I can’t say I was good at my job. At first, I wrote books for authors that couldn’t deliver their manuscripts. The owners of the company had given a former salesman an imprint as a consolation for not making him vice-president. He was something of a maniac, an expert at understanding the motivational and business book market—easily digested tomes for people who wanted support and affirmation for their ambitions.

The authors he enlisted had little more than ideas. But the sales and marketing departments depended on the imprint manager to deliver those books on time. When the authors could not produce, I wrote. I was an author before my name ever landed on the cover of a book. I wrote a book about the team secrets of the Navy SEALS, a motivational book for executives, and several books about business practices, teaching, and golf.

The thing was, I didn’t know jack about business, motivation, or golf. It didn’t seem to matter.

When the imprint manager left the company in disappointment—he may have been forced out—I joined the bigger book group and had to start acquiring gift and little books. I can’t remember all the titles or subjects, but among them were comedic books about golf, funny books concerning sports, and endearing books having to do with animals and kids.

And I wrote. I sat behind my desk and in the span of three years, wrote a novel that will never see the light of day and the original manuscript that would become my first two books. I often did all of my actual job for the week on Friday afternoon. Mostly, I was bored and frustrated and wrote instead.

Then, I quit and, for the next year, did whatever came up. Trash hauling, rock-wall building, house rehab and remodeling took my time and energy. I was almost as happy having no boss and depending only on my back and arms as I was as a journalist. I made more money that year than I ever did in my life to that point.

On the suggestion of a friend, I went into Ph.D. studies. He made an offhand comment on a Sunday night as we were sitting at our friend’s house, as we did every Sunday night, watching a serial of some kind. Monday, I woke up and began the application process. Somehow, things worked out. I started school that fall with a fellowship, an assistantship, and a scholarship. I was making almost as much money going to school as I did as a book editor.

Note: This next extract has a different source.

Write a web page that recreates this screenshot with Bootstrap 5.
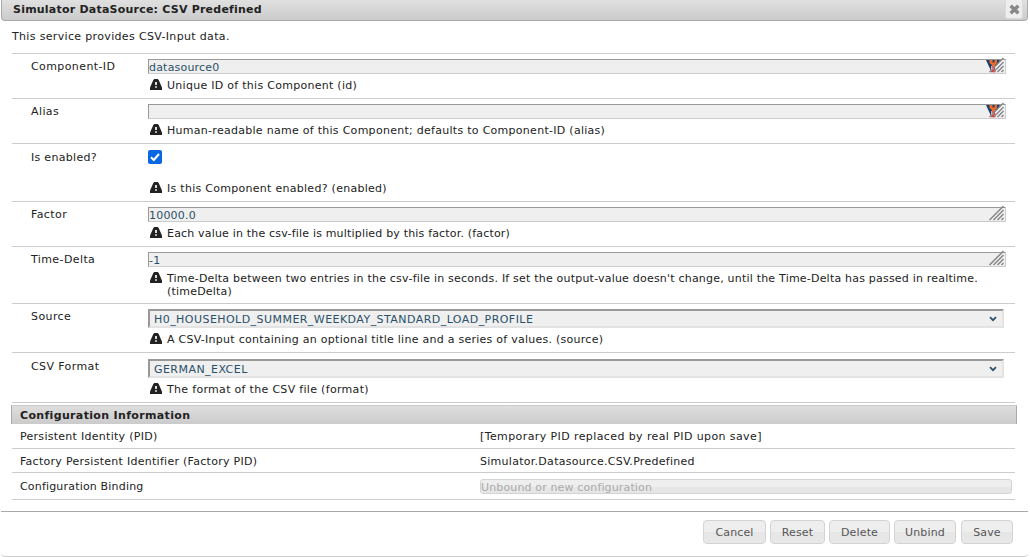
<!DOCTYPE html>
<html lang="en">
<head>
<meta charset="utf-8">
<title>Simulator DataSource: CSV Predefined</title>
<link href="https://cdn.jsdelivr.net/npm/bootstrap@5.3.0/dist/css/bootstrap.min.css" rel="stylesheet">
<style>
body{font:11px/13px "DejaVu Sans",sans-serif;letter-spacing:.28px;color:#222;background:#fff;overflow:hidden}
.dialog{height:557px;border-bottom:1px solid #ccc;margin:0 1px;width:1027px;border-radius:0 0 4px 4px}
.titlebar{height:21px;padding:0 4px 2px 11px;background:linear-gradient(#e0e0e0,#cbcbcb);border:1px solid #aaa;border-top:0;border-radius:0 0 4px 4px;font-weight:700;letter-spacing:.22px}
.titlebar .caption{padding-top:3px}
.close-x{width:18px;height:19px;background:#eee;border:1px solid #dadada;border-top:0;border-radius:0 0 3px 3px}
.intro{height:32px;padding:9px 0 0 11px;letter-spacing:.34px}
.props{margin:0 13px 0 11px}
.prop{display:grid;grid-template-columns:117px 1fr;border-top:1px solid #ccc;height:45px;padding:5px 9px 0 19px}
.prop>.name{white-space:nowrap;letter-spacing:.4px;padding-top:1px}
.field{height:15px;border:1px solid #ccc;border-top-color:#999;border-left-color:#999;background:#efefef;color:#2b4f69;padding:1px 0 0 0;position:relative;letter-spacing:.2px}
.field svg{position:absolute;right:0;top:-3px}
.pick{height:19px;width:856px;border:2px solid #e3e3e3;border-top-color:#999;border-left-color:#999;background:#efefef;color:#2b4f69;padding:1px 5px 0 4px;letter-spacing:.45px}
.hint{display:flex;padding:5px 0 0 2px}
.hint svg{flex:none;margin:0 5px 0 0}
.tick{display:block;margin-top:1px}
.enabled .name{padding-top:2px;letter-spacing:.3px}
.enabled .hint{padding-top:18px}
.tight{letter-spacing:.18px}
.mid{letter-spacing:.206px}
.ls-wide{letter-spacing:.4px}
.confhead{height:19px;margin:2px 11px 0 10px;padding:3px 8px;border:1px solid #aaa;border-top-color:#ccc;border-bottom:0;background:linear-gradient(#dedede,#cbcbcb);font-weight:700;letter-spacing:.34px}
.info{display:grid;grid-template-columns:460px 1fr;border-bottom:1px solid #ccc;padding:6px 3px 0 8px}
.binding>span{padding-top:1px}
.bound{height:15px;border:1px solid #d3d3d3;border-radius:3px;background:linear-gradient(#eee 50%,#e6e6e6 50%);color:#aaa;letter-spacing:.14px;padding-top:1px}
.buttons{margin-top:11px;border-top:1px solid #aaa;padding:8px 15px 0}
.ubtn{--bs-btn-padding-x:0;--bs-btn-padding-y:0;--bs-btn-font-size:11px;--bs-btn-line-height:23px;height:24px;border:1px solid #d3d3d3;border-radius:4px;background:linear-gradient(#eee 50%,#e6e6e6 50%,#e8e8e8);color:#555;letter-spacing:.15px}
</style>
</head>
<body>
<svg width="0" height="0" class="position-absolute"><defs>
<symbol id="warn" viewBox="0 0 12 11"><path d="M4.300 0h3.400l1 1 3.300 7.500V11H0V8.500L3.300 1z" fill="#222"/><path d="M5 3h2v3H5zM5 7.300h2v1.500H5z" fill="#ddd"/></symbol>
<symbol id="grip" viewBox="0 0 20 16"><g stroke="#888" stroke-width="1.500" fill="none"><path d="M4.500 15 18.500 1M8.500 15 18.500 5M12.500 15 18.500 9M16.500 15 18.500 13"/></g></symbol>
<symbol id="badge" viewBox="0 0 20 16"><path d="M1 3h14l-3 6H7l1 6H6.500z" fill="#17426a"/><path d="M4.500 3h7.500v3L10 8v2H7V8L4.500 6z" fill="#f26a2a"/><path d="M7.500 3h2v2.500h-2z" fill="#17426a"/><path d="M6 9h4l2-1 5-5h2L8 15.500H6.500z" fill="#fff"/><path d="M6.500 10h3v2L7 14.500h3.500" stroke="#e22" fill="none" stroke-width="1.300"/></symbol>
<symbol id="chev" viewBox="0 0 8 6"><path d="M1 1.200 4 4.200 7 1.200" fill="none" stroke="#2b4f69" stroke-width="1.700"/></symbol>
</defs></svg>
<div class="dialog">
<div class="titlebar d-flex justify-content-between"><span class="caption">Simulator DataSource: CSV Predefined</span>
<span class="close-x d-flex align-items-center justify-content-center"><svg width="11" height="11" viewBox="0 0 10 10"><path d="M1.500 1.500l7 7M8.500 1.500l-7 7" stroke="#888" stroke-width="3.200"/></svg></span></div>
<div class="intro">This service provides CSV-Input data.</div>
<div class="props">
<div class="prop"><div class="name">Component-ID</div><div><div class="field">datasource0<svg width="20" height="16"><use href="#badge"/><use href="#grip"/></svg></div><div class="hint"><svg width="12" height="11"><use href="#warn"/></svg><span>Unique ID of this Component (id)</span></div></div></div>
<div class="prop"><div class="name">Alias</div><div><div class="field"><svg width="20" height="16"><use href="#badge"/><use href="#grip"/></svg></div><div class="hint"><svg width="12" height="11"><use href="#warn"/></svg><span>Human-readable name of this Component; defaults to Component-ID (alias)</span></div></div></div>
<div class="prop enabled" style="height:58px"><div class="name">Is enabled?</div><div><svg class="tick" width="14" height="14" viewBox="0 0 14 14"><rect width="14" height="14" rx="2" fill="#0b66e4"/><path d="M3 7.300 5.800 10 11 4" fill="none" stroke="#fff" stroke-width="2"/></svg><div class="hint"><svg width="12" height="11"><use href="#warn"/></svg><span>Is this Component enabled? (enabled)</span></div></div></div>
<div class="prop"><div class="name">Factor</div><div><div class="field">10000.0<svg width="20" height="16"><use href="#grip"/></svg></div><div class="hint"><svg width="12" height="11"><use href="#warn"/></svg><span class="tight">Each value in the csv-file is multiplied by this factor. (factor)</span></div></div></div>
<div class="prop" style="height:57px"><div class="name">Time-Delta</div><div><div class="field">-1<svg width="20" height="16"><use href="#grip"/></svg></div><div class="hint"><svg width="12" height="11"><use href="#warn"/></svg><span class="mid">Time-Delta between two entries in the csv-file in seconds. If set the output-value doesn't change, until the Time-Delta has passed in realtime.<br>(timeDelta)</span></div></div></div>
<div class="prop" style="height:49px"><div class="name">Source</div><div><div class="pick d-flex justify-content-between align-items-center">H0_HOUSEHOLD_SUMMER_WEEKDAY_STANDARD_LOAD_PROFILE<svg width="8" height="6"><use href="#chev"/></svg></div><div class="hint"><svg width="12" height="11"><use href="#warn"/></svg><span style="letter-spacing:.26px">A CSV-Input containing an optional title line and a series of values. (source)</span></div></div></div>
<div class="prop" style="height:50px;padding-top:6px"><div class="name">CSV Format</div><div><div class="pick d-flex justify-content-between align-items-center">GERMAN_EXCEL<svg width="8" height="6"><use href="#chev"/></svg></div><div class="hint"><svg width="12" height="11"><use href="#warn"/></svg><span class="format-hint" style="letter-spacing:.31px">The format of the CSV file (format)</span></div></div></div>
<div class="border-top" style="border-color:#ccc!important"></div>
</div>
<div class="confhead">Configuration Information</div>
<div class="props">
<div class="info" style="height:25px"><span>Persistent Identity (PID)</span><span class="ls-wide">[Temporary PID replaced by real PID upon save]</span></div>
<div class="info" style="height:24px"><span>Factory Persistent Identifier (Factory PID)</span><span>Simulator.Datasource.CSV.Predefined</span></div>
<div class="info binding" style="height:27px"><span class="tight">Configuration Binding</span><div class="bound">Unbound or new configuration</div></div>
</div>
<div class="buttons d-flex justify-content-end"><button class="btn ubtn" style="width:63px;margin-right:4px">Cancel</button><button class="btn ubtn" style="width:55px;margin-right:4px">Reset</button><button class="btn ubtn" style="width:61px;margin-right:4px">Delete</button><button class="btn ubtn" style="width:62px;margin-right:5px">Unbind</button><button class="btn ubtn" style="width:52px">Save</button></div>
</div>
<script src="https://cdn.jsdelivr.net/npm/bootstrap@5.3.0/dist/js/bootstrap.bundle.min.js"></script>
</body>
</html>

Three years I went to school and taught class. I published my first book. Eventually, we decided to adopt my son. That put dissertation on hold, and, besides, I had no idea what I wanted to write about. I joined the Ironworkers union and worked at that for three years until work slowed down in the Recession. On a whim, I contacted the head of the history department at JCCC and got on as an adjunct, work that allowed me to publish a second book and kept me at home as a full-time father.

So, a mistake—not continuing on as a journalist—led me to pursue an uncertain future, one that would take me into book editing, to construction sites, into the classroom, and ultimately to dissertation and a second whack at fatherhood. I earned a doctorate.

Was it a mistake? Probably not, though it seemed so at the time, particularly when I was fumbling away my life as an editor of books that were the literary equivalent of cotton candy. My decision not to continue in journalism, while born of my own faults and failings, brought me to where I am today.

It’s not such a bad place. I have written another book, albeit one that needs more attention. Several dozen poems have emerged recently, and I published my first book of poems in March. I get to be a father. My adjunct status produces a certain amount of uncertainty—I never know from one semester to the next how many classes I will have. But I will complete turning my dissertation into an academic book soon. My scholarly work continues unabated.

Plus, I’ve gotten to be a father to a child who has become a brilliant young man. I have learned that the only mistake I can make is to abandon what I’ve built for myself. But even if I did, imagine the possibilities.